A spokeswoman for the state Probation Department, which has primary responsibility for collecting financial data and confirming their accuracy, said officials must first study the decisions before they can fully assess their effect.
“An initial review of the SJC rulings on indigency clearly shows that there are significant implications for probation,’’ spokeswoman Coria Holland said in an e-mail. “More time is needed, however, to understand the rulings and their impact on this process.’’
Anthony Benedetti, chief counsel for the Committee on Public Counsel Services, which spends about $200 million a year for legal services for the poor in criminal and civil cases, said that the agency rarely handles a case in which a person has a retirement account or bank savings. He said he is concerned that any crackdown on indigency claims will end up affecting the wrong people, clients who have little or no money or those who are mentally ill or mentally challenged. He said his agency has been working for the past several years with lawmakers, the Probation Department, and the courts to improve accuracy of indigency determinations, but also noted that judges ultimately decide who qualifies, not his agency.

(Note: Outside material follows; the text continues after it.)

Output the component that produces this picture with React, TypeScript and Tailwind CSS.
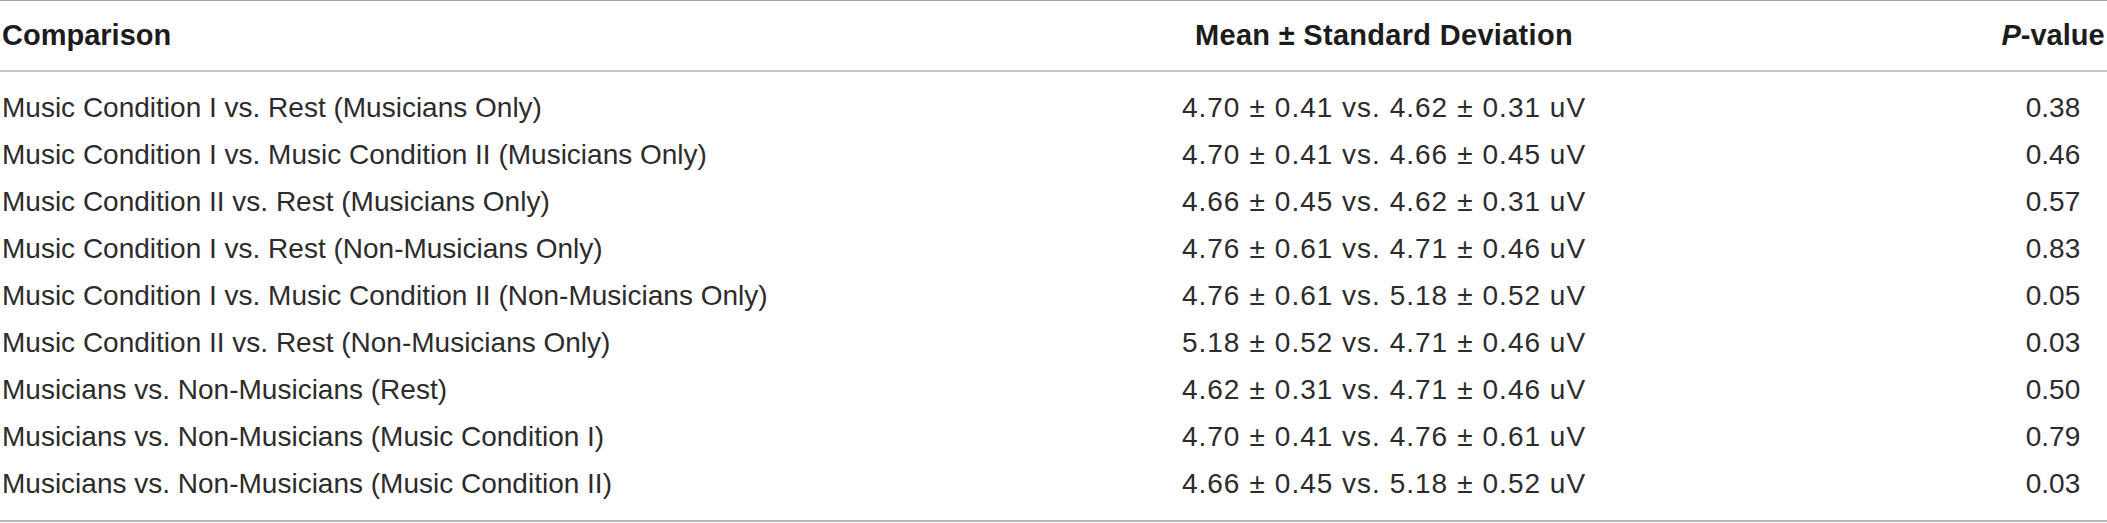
const ROWS: [string, string, string][] = [
  ['Music Condition I vs. Rest (Musicians Only)', '4.70 ± 0.41 vs. 4.62 ± 0.31 uV', '0.38'],
  ['Music Condition I vs. Music Condition II (Musicians Only)', '4.70 ± 0.41 vs. 4.66 ± 0.45 uV', '0.46'],
  ['Music Condition II vs. Rest (Musicians Only)', '4.66 ± 0.45 vs. 4.62 ± 0.31 uV', '0.57'],
  ['Music Condition I vs. Rest (Non-Musicians Only)', '4.76 ± 0.61 vs. 4.71 ± 0.46 uV', '0.83'],
  ['Music Condition I vs. Music Condition II (Non-Musicians Only)', '4.76 ± 0.61 vs. 5.18 ± 0.52 uV', '0.05'],
  ['Music Condition II vs. Rest (Non-Musicians Only)', '5.18 ± 0.52 vs. 4.71 ± 0.46 uV', '0.03'],
  ['Musicians vs. Non-Musicians (Rest)', '4.62 ± 0.31 vs. 4.71 ± 0.46 uV', '0.50'],
  ['Musicians vs. Non-Musicians (Music Condition I)', '4.70 ± 0.41 vs. 4.76 ± 0.61 uV', '0.79'],
  ['Musicians vs. Non-Musicians (Music Condition II)', '4.66 ± 0.45 vs. 5.18 ± 0.52 uV', '0.03'],
];

// the ± sign sits a bit wider in the original typeface
function Mean({ text }: { text: string }) {
  const parts = text.split(' ± ');
  return (
    <>
      {parts.map((p, i) => (
        <span key={i}>
          {i > 0 && <span className="px-[9px]">±</span>}
          {p}
        </span>
      ))}
    </>
  );
}

export default function App() {
  return (
    <div className="w-[2107px] h-[523px] bg-white font-['Liberation_Sans',Arial,sans-serif] text-[28px] text-[#222]">
      {/* Header */}
      <div className="grid grid-cols-[769px_1230px_108px] items-center h-[72px] border-t border-b-2 border-t-[#a8a8a8] border-b-[#c6c6c6] font-bold text-[29px] text-[#1c1c1c]">
        <div className="pl-[2px]">Comparison</div>
        <div className="text-center tracking-[0.3px]">Mean ± Standard Deviation</div>
        <div className="text-center whitespace-nowrap">
          <i>P</i>-value
        </div>
      </div>

      {/* Body */}
      <div className="pt-[12px] pb-[13px] border-b-2 border-[#b8b8b8]">
        {ROWS.map(([comp, mean, p]) => (
          <div key={comp} className="grid grid-cols-[769px_1230px_108px] items-center h-[47px] text-[#2c2c2c]">
            <div className="pl-[2px] whitespace-nowrap">{comp}</div>
            <div className="text-center whitespace-nowrap tracking-[1px]">
              <Mean text={mean} />
            </div>
            <div className="text-center">{p}</div>
          </div>
        ))}
      </div>
    </div>
  );
}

“The overwhelming majority of our clients are indigent, and do not have IRAs, do not have savings,’’ he said.
Benedetti said between private lawyers and public defenders on the state payroll, the agency dealt with 160,000 criminal assignments during the recent fiscal year.
The decision seems likely to save the state money, but it is difficult to assess how much.

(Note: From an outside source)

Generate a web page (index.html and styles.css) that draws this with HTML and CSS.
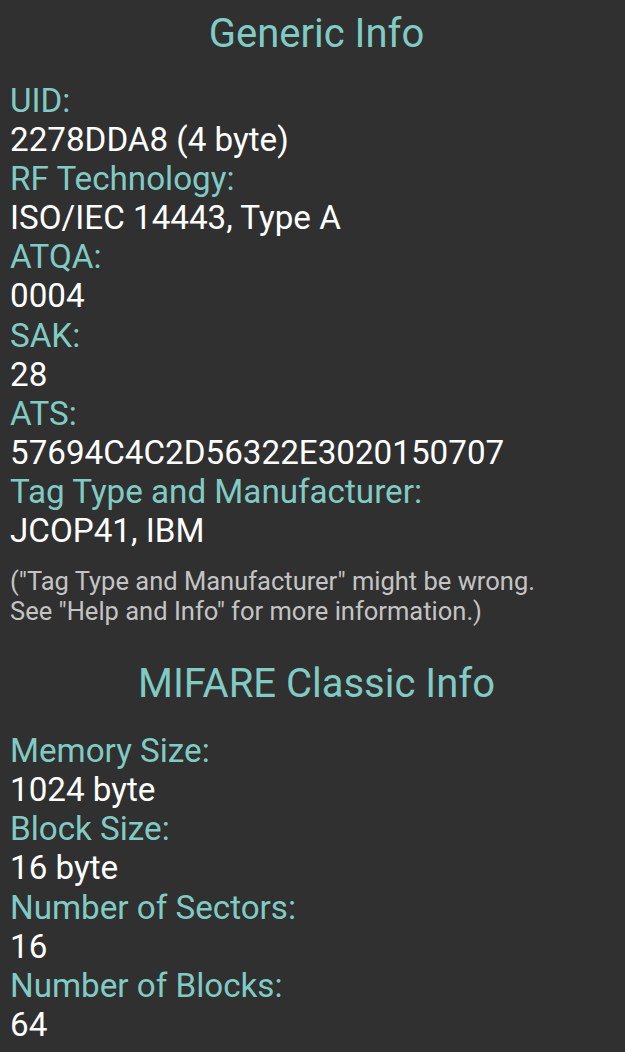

According to the office of Suzanne Bump, state auditor, a long-term audit of the District Court Probation Department found that often very little effort was made to verify defendants’ financial claims.
“Our audit found that millions were being spent on public legal services without the Probation Department collecting or verifying the documentation needed to determine if those services were actually deserved,’’ spokesman Christopher Thompson said in e-mail. “Because of the lack of documentation, we are unable to estimate what amount the Commonwealth could have saved. ‘’
Brad B. Bennion, the Weymouth lawyer who represented Porter and another defendant, said the SJC has rules in place for indigency determination, but those guidelines are not always followed. “In my experience, the rules were always there, but they weren’t applied so strictly,’’ he said. “With the recession that began in 2008, budgets have been tightened . . . and courts are going to start to adhere more strictly to these guidelines to get defendants to pay for their attorney.’’
In the Porter case and in a second case involving alleged drug dealer Joseph Fico, the court also said judges can take into account the finances of spouses and girlfriends and parents, even when the defendant is an adult.
“For, no doubt a variety of reasons, some adult children remain dependent on a parent or parents,’’ Chief Justice Roderick Ireland wrote in the Fico decision. “A rational connection exists between the status of a parent supporting a dependent adult child and that same parent’s willingness to extend that support to pay for legal counsel, in whole or in part, for his or her dependent adult child should the circumstances present.’’
Ireland also wrote that Fico’s girlfriend, who was accused along with Fico, was the couple’s primary breadwinner and as such her income should be included when determining Fico’s financial status. (Ultimately, Fico hired his own lawyer and resolved the criminal charges, according to the SJC.)
Diane Porter and her husband reported a joint income of $60,000 and ownership of three properties. “A spouse has a duty to contribute to the cost of necessaries for the support and maintenance of the other spouse,’’ Spina wrote. “In many cases — including the case at bar, where the alleged crimes involved a business that presumably benefited the defendant’s husband — legal fees will qualify as such ‘necessaries.’ ”
In the third case, which involved Thomas Mortimer IV, who is accused of killing his two children, his wife, and his mother-in-law two years ago in Winchester, the SJC supported a state law, known as “slayer statute,” that bars accused or convicted killers from drawing on financial assets that belonged to their victims.
A college fund created for the children Mortimer is accused of killing cannot be tapped to pay for his defense, nor could bank accounts that were controlled by the women he allegedly killed, the SJC said.
However, Justice Robert Cordy wrote that some portion of a retirement account that Mortimer controlled is legally available to defray some of the legal expenses taxpayers will bear because the defendant has been assigned court-appointed attorney from the Committee on Public Counsel Services.
“Recognizing the importance of appointed representation, it is critical to conserve the limited resources for those defendants who are truly indigent and unable to fund their legal representation,’’ said Cordy.